Trethewey
wins Guggenheim
Assistant
Professor Natasha Trethewey has received a 2003 Guggenheim Fellowship,
awarded on the basis of distinguished achievement and exceptional
promise of future accomplishment from the John Simon Guggenheim
Memorial Foundation. She is the author of two acclaimed collections
of poetry: Domestic Work (Graywolf Press, 2000) and Bellocq’s
Ophelia (Graywolf, 2002). Trethewey
is Emory’s first Guggenheim Fellow.
A poet and
faculty member in creative writing, Trethewey was among the
184 scholars, artists, and scientists selected from more than
2,800 applicants. “Natasha Trethewey has distinguished
herself as a writer of rare excellence,” said Robert Paul,
dean of Emory College. “She richly deserves to be associated
with one of the world’s most prestigious fellowships, which
also adds to the distinction of our creative writing program.”
Trethewey
grew up in the Atlanta area, graduating from Redan High School
and the University of Georgia. She plans to use her fellowship
to travel and do research on Confederate and civil rights’

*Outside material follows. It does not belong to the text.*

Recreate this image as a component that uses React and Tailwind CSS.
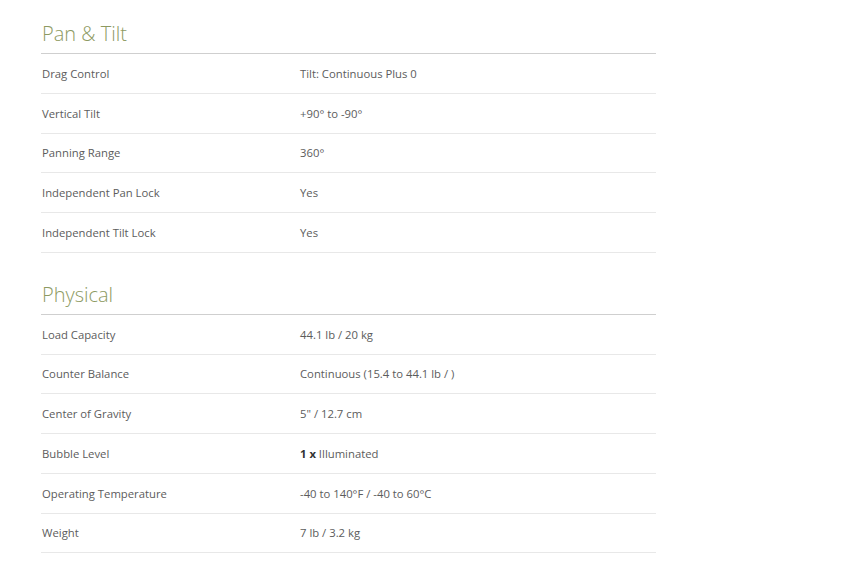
export default function App() {
  const sections = [
    {
      title: "Pan & Tilt",
      rows: [
        ["Drag Control", "Tilt: Continuous Plus 0"],
        ["Vertical Tilt", "+90° to -90°"],
        ["Panning Range", "360°"],
        ["Independent Pan Lock", "Yes"],
        ["Independent Tilt Lock", "Yes"],
      ],
    },
    {
      title: "Physical",
      rows: [
        ["Load Capacity", "44.1 lb / 20 kg"],
        ["Counter Balance", "Continuous (15.4 to 44.1 lb / )"],
        ["Center of Gravity", "5\" / 12.7 cm"],
        ["Bubble Level", <><span className="font-bold text-[#333]">1 x</span> Illuminated</>],
        ["Operating Temperature", "-40 to 140°F / -40 to 60°C"],
        ["Weight", "7 lb / 3.2 kg"],
      ],
    },
  ];
  return (
    <div className="w-[851px] h-[572px] bg-white overflow-hidden" style={{ fontFamily: '"Open Sans", sans-serif' }}>
      <div className="ml-[41px] w-[615px]">
        {sections.map((s, i) => (
          <div key={i} className={i > 0 ? "mt-[8px]" : ""}>
            <div className="pt-[20px] pb-[5px] border-b border-[#cfcfcf]">
              <h2 className="text-[20px] leading-[28px] font-light text-[#8d9a62] pl-[1px]">{s.title}</h2>
            </div>
            {s.rows.map((r, j) => (
              <div key={j} className="flex items-center pt-[2px] h-[39.75px] border-b border-[#e8e8e8] text-[11.3px] text-[#5c5c5c]">
                <div className="w-[259px] pl-[1px]">{r[0]}</div>
                <div className="flex-1">{r[1]}</div>
              </div>
            ))}
          </div>
        ))}
      </div>
    </div>
  );
}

memorials in her native state of Mississippi and other locales
in the South, gathering observations that she will use to complete
a third volume of poetry, titled Native Guard.
“In
positioning myself as a native daughter, and native guard of
Mississippi’s past,” says Trethewey, “I intend
to explore the rift between public and personal memory, and
grapple with the themes of home and exile, memory and history,
which occupy the forefront of the landscape of my imagination.”